The current blu ray attempts to recreate the international cut but is actually missing some shots from the opening (that would be included in this print), the blu ray cut also includes a scene that should NOT be present (Harmonica rising from the platform after being shot), and has incorrect music over the closing shot of the film. The 35mm print would be useful in verifying the rising scene should not be included and confirming the music placement at the end. Also it would a wonderful colour reference as the blu ray is too red/magenta overall.

To clarify there are at least 5 different edits of this movie :

- Original 166 min 1968 italian cut (the content of which is unknown unless it can be researched via the oldest italian VHS)

- Original 145 min 1969 American cut (heavily edited)

- Original 165 min 1969 International cut (the version present on this print which we hope to restore)

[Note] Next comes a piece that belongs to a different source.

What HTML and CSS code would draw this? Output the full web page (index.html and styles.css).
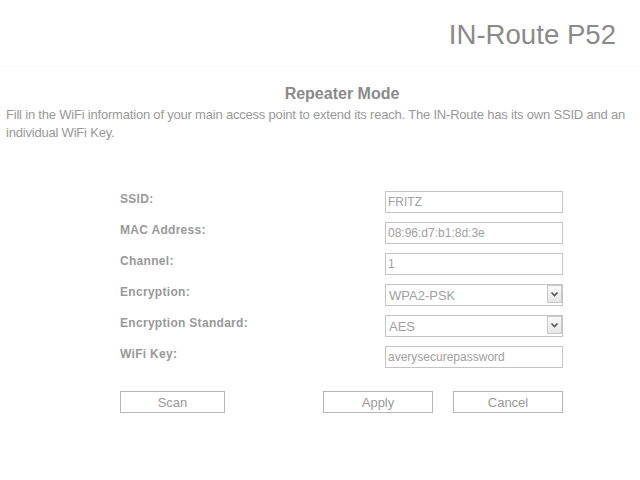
FILE: index.html
```html
<!DOCTYPE html>
<html>
<head>
<meta charset="utf-8">
<link rel="stylesheet" href="styles.css">
</head>
<body>
<header class="top">
  <h1 class="brand">IN-Route P52</h1>
</header>
<main class="content">
  <h2 class="title">Repeater Mode</h2>
  <p class="intro">Fill in the WiFi information of your main access point to extend its reach. The IN-Route has its own SSID and an individual WiFi Key.</p>
  <form class="form">
    <div class="grid">
      <label class="lbl">SSID:</label>
      <input class="field" type="text" value="FRITZ">
      <label class="lbl">MAC Address:</label>
      <input class="field" type="text" value="08:96:d7:b1:8d:3e">
      <label class="lbl">Channel:</label>
      <input class="field" type="text" value="1">
      <label class="lbl">Encryption:</label>
      <div class="sel">
        <select class="field selfield"><option>WPA2-PSK</option></select>
        <span class="arrow"><svg width="9" height="6" viewBox="0 0 9 6"><path d="M1.5 1.5 L4.5 4.5 L7.5 1.5" fill="none" stroke="#555" stroke-width="1.6"/></svg></span>
      </div>
      <label class="lbl">Encryption Standard:</label>
      <div class="sel">
        <select class="field selfield"><option>AES</option></select>
        <span class="arrow"><svg width="9" height="6" viewBox="0 0 9 6"><path d="M1.5 1.5 L4.5 4.5 L7.5 1.5" fill="none" stroke="#555" stroke-width="1.6"/></svg></span>
      </div>
      <label class="lbl">WiFi Key:</label>
      <input class="field" type="text" value="averysecurepassword">
    </div>
    <div class="buttons">
      <button type="button" class="btn scan">Scan</button>
      <div class="right">
        <button type="button" class="btn">Apply</button>
        <button type="button" class="btn">Cancel</button>
      </div>
    </div>
  </form>
</main>
</body>
</html>
```
FILE: styles.css
```css
html, body {
  margin: 0;
  padding: 0;
  background: #fff;
  font-family: "Liberation Sans", Arial, sans-serif;
  color: #999;
}
.top {
  height: 66px;
  border-bottom: 1px solid #f8f8f8;
  display: flex;
  justify-content: flex-end;
  align-items: flex-start;
}
.brand {
  margin: 19px 24px 0 0;
  font-size: 27.6px;
  font-weight: normal;
  color: #8a8a8a;
  line-height: 32px;
}
.content {
  padding: 0 6px;
}
.title {
  margin: 17px 0 0 0;
  padding-left: 44px;
  text-align: center;
  font-size: 16px;
  line-height: 20px;
  font-weight: bold;
  color: #8a8a8a;
}
.intro {
  margin: 2px 0 0 0;
  font-size: 13px;
  line-height: 18px;
  letter-spacing: -0.2px;
  color: #999;
}
.form {
  margin: 49px 0 0 114px;
  width: 443px;
}
.grid {
  display: grid;
  grid-template-columns: 265px 178px;
  grid-auto-rows: 22px;
  row-gap: 9px;
  align-items: center;
}
.lbl {
  font-size: 12px;
  font-weight: bold;
  color: #999;
  letter-spacing: 0.3px;
  margin-top: -6px;
}
.field {
  box-sizing: border-box;
  width: 178px;
  height: 22px;
  margin: 0;
  padding: 0 2px;
  border: 1px solid #c4c4c4;
  background: #fff;
  font-family: "Liberation Sans", Arial, sans-serif;
  font-size: 12px;
  color: #a0a0a0;
  outline: none;
}
.sel {
  position: relative;
  width: 178px;
  height: 22px;
}
.selfield {
  appearance: none;
  -webkit-appearance: none;
  padding: 0 3px;
  font-size: 13px;
  border-radius: 0;
}
.arrow {
  position: absolute;
  right: 1px;
  top: 1px;
  width: 15px;
  height: 18px;
  box-sizing: border-box;
  border: 1px solid #c9c9c9;
  background: linear-gradient(#fafafa, #e6e6e6);
  display: flex;
  align-items: center;
  justify-content: center;
}
.buttons {
  margin-top: 23px;
  display: flex;
  justify-content: space-between;
}
.right {
  display: flex;
  gap: 20px;
}
.btn {
  box-sizing: border-box;
  width: 110px;
  height: 22px;
  margin: 0;
  padding: 0;
  border: 1px solid #b5b5b5;
  background: #fff;
  font-family: "Liberation Sans", Arial, sans-serif;
  font-size: 13px;
  color: #999;
}
.btn.scan {
  width: 105px;
}
```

- 1990's 177 min italian dvd "director's cut" (although this being a true "director's cut" remains a controversy, the extra footage is mostly "padding" out existing scenes

- 2011 165 min Blu Ray "Scorsese restoration" (although it restores some of the shots in the opening featured in the international cut , it does not restore all of them.)

There is a long and crazy history to the edits/versions of this film and we firmly believe (and have research to back it up) that the version currently available to the public is incorrect and we'd like to rectify that. Using the BR as a starting point we'd fill in the gaps/amend the differences with the 35mm german cut scans.

*edit* print has been acquired and we are hoping for some crowdfunding/financial support in order to help pay for scanning it in the U.S.
This looks like something Criterion would be working on. All the different cuts, the Leone phantom page and I think the blu being OOP, makes this a possibility.